The Castello Malatestiano or Rocca Malatestiana of the town of Longiano is a hill-top castle in the center of this town in the province of Forlì-Cesena in the region of Emilia-Romagna, Italy.

==History==
A castle of the site was erected around the 7th to 8th centuries. It is documented as present by 1059. From 1290 to 1463, the castle was one of the residences of the Malatesta family, who were lords of Rimini. In 1519, the castle was granted to the Count Guido Rangoni of Modena, by Pope Leo X. The count restructured the palace and commissioned frescoes for the interior. In the 19th century, various rooms were refurbished including the Sala dell'Arengo, decorated by the painters Giovanni Canepa and Girolamo Bellani, with persons from the history of Longiano. The castle has belonged to the commune since 1989, and now serves as home of the Fondazione Tito Balestra, and its collections of contemporary and modern art.
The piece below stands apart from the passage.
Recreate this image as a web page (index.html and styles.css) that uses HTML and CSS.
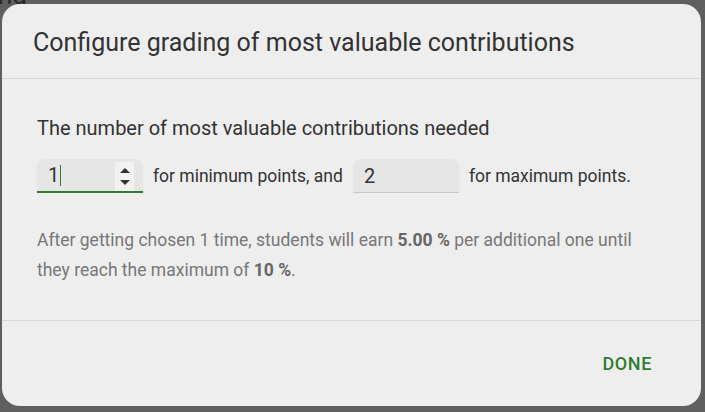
FILE: index.html
```html
<!DOCTYPE html>
<html lang="en">

<head>
  <meta charset="UTF-8">
  <meta name="viewport" content="width=device-width, initial-scale=1.0">
  <title>Configure grading</title>
  <link rel="stylesheet" href="styles.css">
</head>

<body>

  <div class="backdrop-text">ng</div>

  <div class="dialog">
    <div class="dialog-header">
      <h2>Configure grading of most valuable contributions</h2>
    </div>

    <div class="dialog-content">
      <p class="label">The number of most valuable contributions needed</p>

      <div class="field-row">
        <div class="field focused">
          <span class="value">1</span><span class="caret"></span>
          <div class="spinner">
            <span class="arrow up"></span>
            <span class="arrow down"></span>
          </div>
        </div>
        <span class="field-text">for minimum points, and</span>
        <div class="field">
          <span class="value">2</span>
        </div>
        <span class="field-text">for maximum points.</span>
      </div>

      <p class="hint">
        After getting chosen 1 time, students will earn <b>5.00 %</b> per additional one until<br>
        they reach the maximum of <b>10 %</b>.
      </p>
    </div>

    <div class="dialog-actions">
      <button class="done">Done</button>
    </div>
  </div>

</body>

</html>
```

FILE: styles.css
```css
body {
  margin: 0;
  height: 412px;
  background-color: #5f5f5f;
  font-family: Roboto, "Liberation Sans", sans-serif;
  overflow: hidden;
  position: relative;
}

.backdrop-text {
  position: absolute;
  top: -20px;
  left: -2px;
  font-size: 26px;
  color: #2a2a2a;
}

.dialog {
  position: relative;
  margin: 4px 0 0 2px;
  width: 699px;
  height: 402px;
  background-color: #eeeeee;
  border-radius: 18px;
  display: flex;
  flex-direction: column;
}

.dialog-header {
  height: 75px;
  border-bottom: 1px solid #d8d8d8;
  box-sizing: border-box;
  padding: 24px 31px 0;
}

.dialog-header h2 {
  margin: 0;
  font-size: 25px;
  font-weight: 400;
  color: #333333;
}

.dialog-content {
  flex: 1;
  padding: 37px 35px 0;
  border-bottom: 1px solid #d8d8d8;
}

.label {
  margin: 0;
  font-size: 20px;
  color: #333333;
}

.field-row {
  display: flex;
  align-items: center;
  margin-top: 19px;
}

.field {
  position: relative;
  flex-shrink: 0;
  width: 106px;
  height: 34px;
  background-color: #e6e6e6;
  border-radius: 8px 8px 0 0;
  border-bottom: 1px solid #c8c8c8;
  display: flex;
  align-items: center;
  padding-left: 11px;
  box-sizing: border-box;
  font-size: 20px;
  color: #333333;
}

.field.focused {
  border-bottom: 2px solid #2e7d32;
}

.caret {
  width: 1px;
  height: 21px;
  margin-left: 1px;
  background-color: #2e7d32;
}

.spinner {
  margin-left: auto;
  margin-right: 9px;
  width: 19px;
  height: 29px;
  background-color: #f2f2f2;
  display: flex;
  flex-direction: column;
  align-items: center;
  justify-content: center;
  gap: 7px;
  align-self: flex-end;
}

.arrow {
  width: 0;
  height: 0;
  border-left: 5px solid transparent;
  border-right: 5px solid transparent;
}

.arrow.up {
  border-bottom: 5px solid #333333;
}

.arrow.down {
  border-top: 5px solid #333333;
}

.field-text {
  font-size: 17.5px;
  color: #333333;
  margin: 0 10px;
  white-space: nowrap;
}

.hint {
  margin: 32px 0 0;
  font-size: 17.5px;
  line-height: 30px;
  color: #777777;
}

.hint b {
  color: #666666;
}

.dialog-actions {
  height: 85px;
  display: flex;
  align-items: center;
  justify-content: flex-end;
  padding-right: 41px;
}

.done {
  background: none;
  border: none;
  font-family: Roboto, "Liberation Sans", sans-serif;
  font-size: 18px;
  font-weight: 500;
  text-transform: uppercase;
  letter-spacing: 0.6px;
  color: #2e7d32;
  padding: 8px 8px;
  cursor: pointer;
}
```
==Collections of the Fonazione Balestra==
In addition to sponsoring new exhibitions, the foundation has a collection first started by Balestra, including works by Balestra himself, Mafai, Rosai, De Pisis, Sironi, Guttuso, Morandi, Vespignani, Zancanaro, Chagall, Goya, Kokoschka, Matisse, Twombly, and Mino Maccari. Subsequent additions include works by Assadour, Enrico Accatino, Enrico Baj, Amerigo Bartoli, Antonio Battistini, Arnaldo Battistoni, Remo Brindisi, Romolo Calciati, Felice Casorati, Leonardo Castellani, Arnoldo Ciarrocchi, Tano Citeroni, Enotrio, Pericle Fazzini, Ilario Fioravanti, Lino Gentili, Franco Gentilini, Giulio Giulianelli, Aldo Gobbi, Giampiero Guerri, Pietro Guida, Tom Lyons, Mauro Masi, Fausto Melotti, Giovanni Sesto Menghi, Elio Morri, Giordano Perrelli, Walter Piacesi, Franco Poli, Domeni Rea, Nino Ricci, Giorgio Amelio Roccamonte, Lalla Romano, Raimondo Rossi, Manlio Sarra, Angelo Savelli, Flaminia Siciliano, Leonardo Sinisgalli, Piergiorgio Spallacci, Alberto Sughi, Nino Tirinnanzi, Antonio Vangelli, and Tono Zancanato.